Chemical Reaction Balancing

Balancing chemical reactions is a fundamental skill in chemistry that ensures the conservation of mass in chemical equations. Each element must have the same number of atoms on both sides of the equation. In the reaction of ammonia with sulfuric acid to produce ammonium sulfate, the balancing is achieved as shown: \[ 2 \text{NH}_3 + \text{H}_2\text{SO}_4 \rightarrow (\text{NH}_4)_2\text{SO}_4 \]Here, there are two nitrogen and six hydrogen atoms from the ammonia reacting with four additional hydrogen atoms and one sulfur atom from sulfuric acid, resulting in the combined formula of ammonium sulfate. Balancing equations requires practice but once mastered, it provides a solid foundation for predicting the outcomes of chemical reactions and their stoichiometric calculations.

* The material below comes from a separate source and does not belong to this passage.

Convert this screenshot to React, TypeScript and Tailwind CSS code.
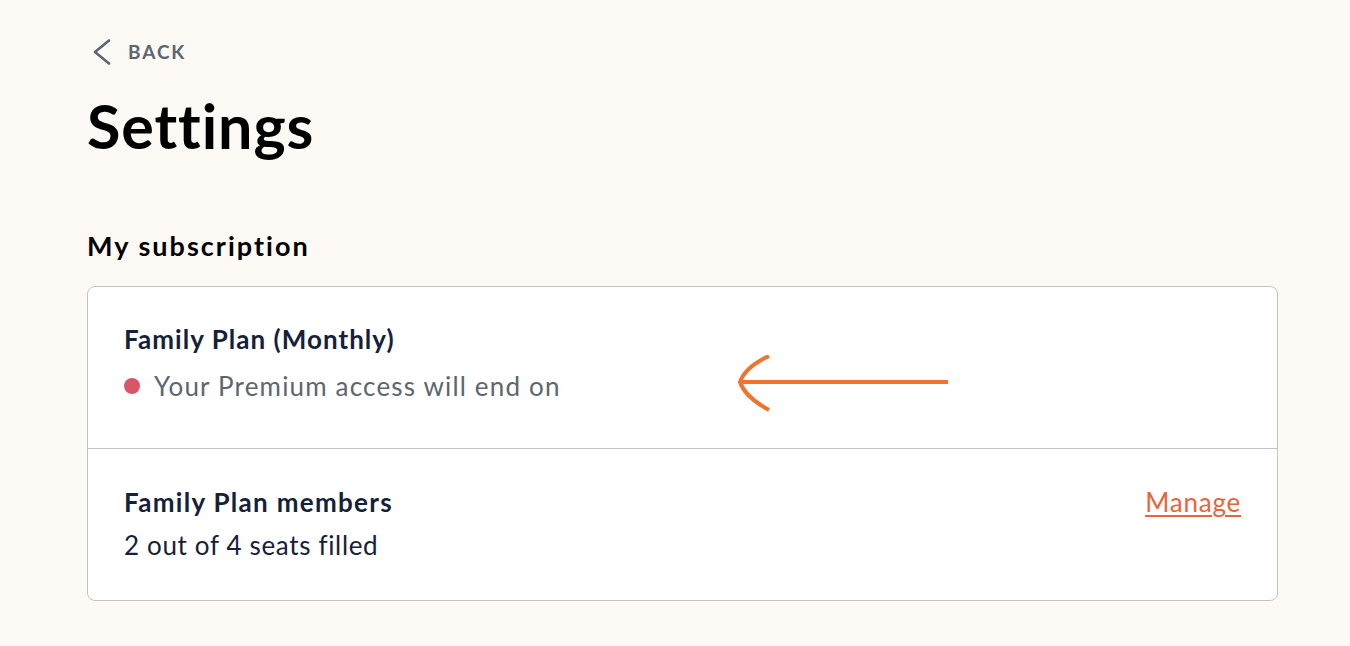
const font = { fontFamily: "Lato, 'Noto Sans', sans-serif" }

function Chevron() {
  return (
    <svg width="20" height="26" viewBox="0 0 20 26" fill="none" className="ml-[5px]">
      <path d="M17 1.5 L3 13 L17 24.5" stroke="#5c6670" strokeWidth="2.6" strokeLinecap="round" strokeLinejoin="round" />
    </svg>
  )
}

function Arrow() {
  return (
    <svg
      className="absolute left-[648px] top-[68px]"
      width="214"
      height="58"
      viewBox="0 0 214 58"
      fill="none"
    >
      <path d="M3 27 H212" stroke="#ed7530" strokeWidth="4" />
      <path d="M33 1 Q9 12 4 27 Q9 42 33 55" stroke="#ed7530" strokeWidth="4" />
    </svg>
  )
}

export default function App() {
  return (
    <div className="min-h-[646px] w-full bg-[#fdfaf5] pl-[87px] pr-[72px] pt-[39px]" style={font}>
      <button className="flex h-[26px] items-center gap-[16px] text-[#5c6670]">
        <Chevron />
        <span className="text-[19px] font-bold leading-[24px] tracking-[0.1em]">BACK</span>
      </button>
      <h1 className="mt-[30px] text-[61px] font-bold leading-none tracking-[0.015em] text-black">Settings</h1>

      <h2 className="mt-[74px] text-[27px] font-bold leading-[32px] tracking-[0.075em] text-black">
        My subscription
      </h2>

      <div className="mt-[24px] rounded-lg border border-[#c4c4c4] bg-white">
        <div className="relative border-b border-[#c4c4c4] px-[36px] pb-[46px] pt-[36px]">
          <div className="text-[26px] font-bold leading-[32px] tracking-[0.04em] text-[#15213a]">
            Family Plan (Monthly)
          </div>
          <div className="mt-[15px] flex items-center gap-[14px]">
            <span className="h-[16px] w-[16px] rounded-full bg-[#d9566a]" />
            <span className="text-[26px] leading-[32px] tracking-[0.045em] text-[#5c6670]">
              Your Premium access will end on
            </span>
          </div>
          <Arrow />
        </div>
        <div className="flex items-start justify-between pb-[39px] pl-[36px] pr-[36px] pt-[37px]">
          <div>
            <div className="text-[26px] font-bold leading-[32px] tracking-[0.05em] text-[#15213a]">
              Family Plan members
            </div>
            <div className="mt-[11px] text-[26px] leading-[32px] tracking-[0.025em] text-[#15213a]">
              2 out of 4 seats filled
            </div>
          </div>
          <a
            href="#"
            className="text-[26px] leading-[32px] tracking-[0.03em] text-[#e8643a] underline decoration-2 underline-offset-[3px]"
          >
            Manage
          </a>
        </div>
      </div>
    </div>
  )
}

Molecular Weight Calculation

Molecular weight calculations are necessary to convert masses of compounds into moles, an essential step in stoichiometry. The molecular weight of a compound is the sum of the atomic weights of all the atoms in its chemical formula.For example, ammonium sulfate \((\text{NH}_4)_2\text{SO}_4\) has a molecular weight calculated as follows:

• Nitrogen (N): \( 14.01 \times 2 = 28.02 \)
• Hydrogen (H): \( 1.01 \times 8 = 8.08 \)
• Sulfur (S): \( 32.07 \times 1 = 32.07 \)
• Oxygen (O): \( 16.00 \times 4 = 64.00 \)
• Total: \( 28.02 + 8.08 + 32.07 + 64.00 = 132.17 \text{ g/mol} \)

Knowing how to perform these calculations allows chemists to determine how many moles of a substance are present in a given mass, which is essential for calculating reactant or product quantities in chemical reactions.